REQUEST — Would you write out the listing verbatim and skip every picture in it?

DATA SEGMENT —

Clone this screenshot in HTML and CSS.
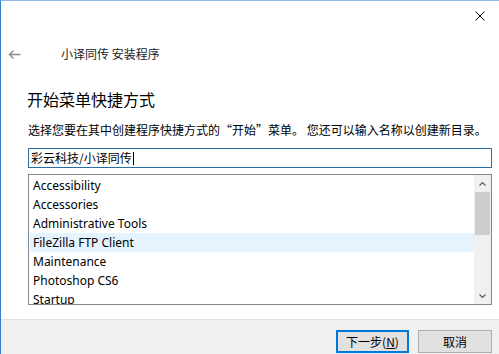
FILE: index.html
```html
<!DOCTYPE html>
<html lang="zh-CN">
<head>
    <meta charset="UTF-8">
    <title>小译同传 安装程序</title>
    <link rel="stylesheet" href="styles.css">
</head>
<body>
    <div class="window">
        <!-- title bar with only the close button -->
        <div class="titlebar">
            <span class="close-btn">
                <svg width="10" height="10" viewBox="0 0 10 10">
                    <path d="M0.5 0.5 L9.5 9.5 M9.5 0.5 L0.5 9.5" stroke="#000" stroke-width="1" fill="none"/>
                </svg>
            </span>
        </div>

        <div class="nav">
            <span class="back">
                <svg width="13" height="11" viewBox="0 0 13 11">
                    <path d="M12.5 5.5 H1.5 M5.5 1.5 L1.5 5.5 L5.5 9.5" stroke="#8a8a8a" stroke-width="1.4" fill="none"/>
                </svg>
            </span>
            <span class="app-title">小译同传 安装程序</span>
        </div>

        <div class="content">
            <h1 class="page-title">开始菜单快捷方式</h1>
            <p class="desc">选择您要在其中创建程序快捷方式的“开始”菜单。 您还可以输入名称以创建新目录。</p>

            <div class="textbox">彩云科技/小译同传<span class="caret"></span></div>

            <div class="listbox">
                <ul class="items">
                    <li>Accessibility</li>
                    <li>Accessories</li>
                    <li>Administrative Tools</li>
                    <li class="hover">FileZilla FTP Client</li>
                    <li>Maintenance</li>
                    <li>Photoshop CS6</li>
                    <li>Startup</li>
                </ul>
                <div class="scrollbar">
                    <span class="sb-arrow">
                        <svg width="7" height="4" viewBox="0 0 7 4"><path d="M0.5 3.5 L3.5 0.5 L6.5 3.5" stroke="#606060" stroke-width="1.2" fill="none"/></svg>
                    </span>
                    <span class="sb-thumb"></span>
                    <span class="sb-space"></span>
                    <span class="sb-arrow">
                        <svg width="7" height="4" viewBox="0 0 7 4"><path d="M0.5 0.5 L3.5 3.5 L6.5 0.5" stroke="#606060" stroke-width="1.2" fill="none"/></svg>
                    </span>
                </div>
            </div>
        </div>

        <div class="footer">
            <button class="btn default">下一步(<u>N</u>)</button>
            <button class="btn">取消</button>
        </div>
    </div>
</body>
</html>
```

FILE: styles.css
```css
/* Windows 10 style installer page */
* {
    margin: 0;
    padding: 0;
    box-sizing: border-box;
}

body {
    font-family: "Noto Sans CJK SC", "Noto Sans", sans-serif;
    font-size: 12px;
    color: #000;
    background: #fff;
}

.window {
    width: 499px;
    height: 354px;
    border-top: 1px solid #8fbbe8;
    border-left: 1px solid #2e7fd0;
    display: flex;
    flex-direction: column;
    background: #fff;
    overflow: hidden;
}

.titlebar {
    height: 30px;
    display: flex;
    justify-content: flex-end;
    align-items: center;
}

.close-btn {
    display: flex;
    width: 46px;
    height: 30px;
    align-items: center;
    justify-content: center;
    margin-right: -4px;
}

.nav {
    margin-top: 13px;
    height: 20px;
    display: flex;
    align-items: center;
}

.back {
    display: flex;
    margin-left: 7px;
    width: 13px;
}

.app-title {
    margin-left: 40px;
    font-size: 12px;
    color: #222;
    line-height: 20px;
}

.content {
    padding-left: 27px;
    padding-right: 7px;
}

.page-title {
    margin-top: 24px;
    margin-left: -1px;
    font-size: 16px;
    font-weight: normal;
    line-height: 22px;
}

.desc {
    margin-top: 12px;
    line-height: 16px;
    white-space: nowrap;
}

.textbox {
    margin-top: 10px;
    height: 20px;
    width: 464px;
    border: 1px solid #2a6ea8;
    padding-left: 2px;
    line-height: 18px;
    display: flex;
    align-items: center;
}

.caret {
    display: inline-block;
    width: 1px;
    height: 13px;
    background: #000;
    margin-left: 1px;
}

.listbox {
    margin-top: 6px;
    width: 464px;
    height: 131px;
    border: 1px solid #828790;
    display: flex;
    overflow: hidden;
}

.items {
    list-style: none;
    flex: 1;
    padding: 1px 0 0 1px;
    font-family: "Segoe UI", "Noto Sans", sans-serif;
    font-size: 12px;
}

.items li {
    height: 19px;
    line-height: 19px;
    padding-left: 3px;
    white-space: nowrap;
}

.items li.hover {
    background: #e5f3ff;
}

.scrollbar {
    width: 17px;
    background: #f0f0f0;
    display: flex;
    flex-direction: column;
}

.sb-arrow {
    height: 17px;
    display: flex;
    align-items: center;
    justify-content: center;
}

.sb-thumb {
    height: 43px;
    margin: 0 1px;
    background: #cdcdcd;
}

.sb-space {
    flex: 1;
}

.footer {
    margin-top: auto;
    height: 35px;
    border-top: 1px solid #dfdfdf;
    background: #f0f0f0;
    display: flex;
    justify-content: flex-end;
    align-items: flex-start;
    gap: 9px;
    padding: 10px 7px 0 0;
}

.btn {
    width: 74px;
    height: 23px;
    font-family: "Noto Sans CJK SC", sans-serif;
    font-size: 12px;
    background: #e1e1e1;
    border: 1px solid #adadad;
    color: #000;
}

.btn.default {
    width: 73px;
    border: 2px solid #0078d7;
}

.btn u {
    text-decoration: underline;
}
```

RESPONSE TO THIS EXERCISE —
Clone this screenshot in HTML and CSS.
FILE: index.html
```html
<!DOCTYPE html>
<html lang="zh-CN">
<head>
    <meta charset="UTF-8">
    <title>小译同传 安装程序</title>
    <link rel="stylesheet" href="styles.css">
</head>
<body>
    <div class="window">
        <!-- title bar with only the close button -->
        <div class="titlebar">
            <span class="close-btn">
                <svg width="10" height="10" viewBox="0 0 10 10">
                    <path d="M0.5 0.5 L9.5 9.5 M9.5 0.5 L0.5 9.5" stroke="#000" stroke-width="1" fill="none"/>
                </svg>
            </span>
        </div>

        <div class="nav">
            <span class="back">
                <svg width="13" height="11" viewBox="0 0 13 11">
                    <path d="M12.5 5.5 H1.5 M5.5 1.5 L1.5 5.5 L5.5 9.5" stroke="#8a8a8a" stroke-width="1.4" fill="none"/>
                </svg>
            </span>
            <span class="app-title">小译同传 安装程序</span>
        </div>

        <div class="content">
            <h1 class="page-title">开始菜单快捷方式</h1>
            <p class="desc">选择您要在其中创建程序快捷方式的“开始”菜单。 您还可以输入名称以创建新目录。</p>

            <div class="textbox">彩云科技/小译同传<span class="caret"></span></div>

            <div class="listbox">
                <ul class="items">
                    <li>Accessibility</li>
                    <li>Accessories</li>
                    <li>Administrative Tools</li>
                    <li class="hover">FileZilla FTP Client</li>
                    <li>Maintenance</li>
                    <li>Photoshop CS6</li>
                    <li>Startup</li>
                </ul>
                <div class="scrollbar">
                    <span class="sb-arrow">
                        <svg width="7" height="4" viewBox="0 0 7 4"><path d="M0.5 3.5 L3.5 0.5 L6.5 3.5" stroke="#606060" stroke-width="1.2" fill="none"/></svg>
                    </span>
                    <span class="sb-thumb"></span>
                    <span class="sb-space"></span>
                    <span class="sb-arrow">
                        <svg width="7" height="4" viewBox="0 0 7 4"><path d="M0.5 0.5 L3.5 3.5 L6.5 0.5" stroke="#606060" stroke-width="1.2" fill="none"/></svg>
                    </span>
                </div>
            </div>
        </div>

        <div class="footer">
            <button class="btn default">下一步(<u>N</u>)</button>
            <button class="btn">取消</button>
        </div>
    </div>
</body>
</html>
```

FILE: styles.css
```css
/* Windows 10 style installer page */
* {
    margin: 0;
    padding: 0;
    box-sizing: border-box;
}

body {
    font-family: "Noto Sans CJK SC", "Noto Sans", sans-serif;
    font-size: 12px;
    color: #000;
    background: #fff;
}

.window {
    width: 499px;
    height: 354px;
    border-top: 1px solid #8fbbe8;
    border-left: 1px solid #2e7fd0;
    display: flex;
    flex-direction: column;
    background: #fff;
    overflow: hidden;
}

.titlebar {
    height: 30px;
    display: flex;
    justify-content: flex-end;
    align-items: center;
}

.close-btn {
    display: flex;
    width: 46px;
    height: 30px;
    align-items: center;
    justify-content: center;
    margin-right: -4px;
}

.nav {
    margin-top: 13px;
    height: 20px;
    display: flex;
    align-items: center;
}

.back {
    display: flex;
    margin-left: 7px;
    width: 13px;
}

.app-title {
    margin-left: 40px;
    font-size: 12px;
    color: #222;
    line-height: 20px;
}

.content {
    padding-left: 27px;
    padding-right: 7px;
}

.page-title {
    margin-top: 24px;
    margin-left: -1px;
    font-size: 16px;
    font-weight: normal;
    line-height: 22px;
}

.desc {
    margin-top: 12px;
    line-height: 16px;
    white-space: nowrap;
}

.textbox {
    margin-top: 10px;
    height: 20px;
    width: 464px;
    border: 1px solid #2a6ea8;
    padding-left: 2px;
    line-height: 18px;
    display: flex;
    align-items: center;
}

.caret {
    display: inline-block;
    width: 1px;
    height: 13px;
    background: #000;
    margin-left: 1px;
}

.listbox {
    margin-top: 6px;
    width: 464px;
    height: 131px;
    border: 1px solid #828790;
    display: flex;
    overflow: hidden;
}

.items {
    list-style: none;
    flex: 1;
    padding: 1px 0 0 1px;
    font-family: "Segoe UI", "Noto Sans", sans-serif;
    font-size: 12px;
}

.items li {
    height: 19px;
    line-height: 19px;
    padding-left: 3px;
    white-space: nowrap;
}

.items li.hover {
    background: #e5f3ff;
}

.scrollbar {
    width: 17px;
    background: #f0f0f0;
    display: flex;
    flex-direction: column;
}

.sb-arrow {
    height: 17px;
    display: flex;
    align-items: center;
    justify-content: center;
}

.sb-thumb {
    height: 43px;
    margin: 0 1px;
    background: #cdcdcd;
}

.sb-space {
    flex: 1;
}

.footer {
    margin-top: auto;
    height: 35px;
    border-top: 1px solid #dfdfdf;
    background: #f0f0f0;
    display: flex;
    justify-content: flex-end;
    align-items: flex-start;
    gap: 9px;
    padding: 10px 7px 0 0;
}

.btn {
    width: 74px;
    height: 23px;
    font-family: "Noto Sans CJK SC", sans-serif;
    font-size: 12px;
    background: #e1e1e1;
    border: 1px solid #adadad;
    color: #000;
}

.btn.default {
    width: 73px;
    border: 2px solid #0078d7;
}

.btn u {
    text-decoration: underline;
}
```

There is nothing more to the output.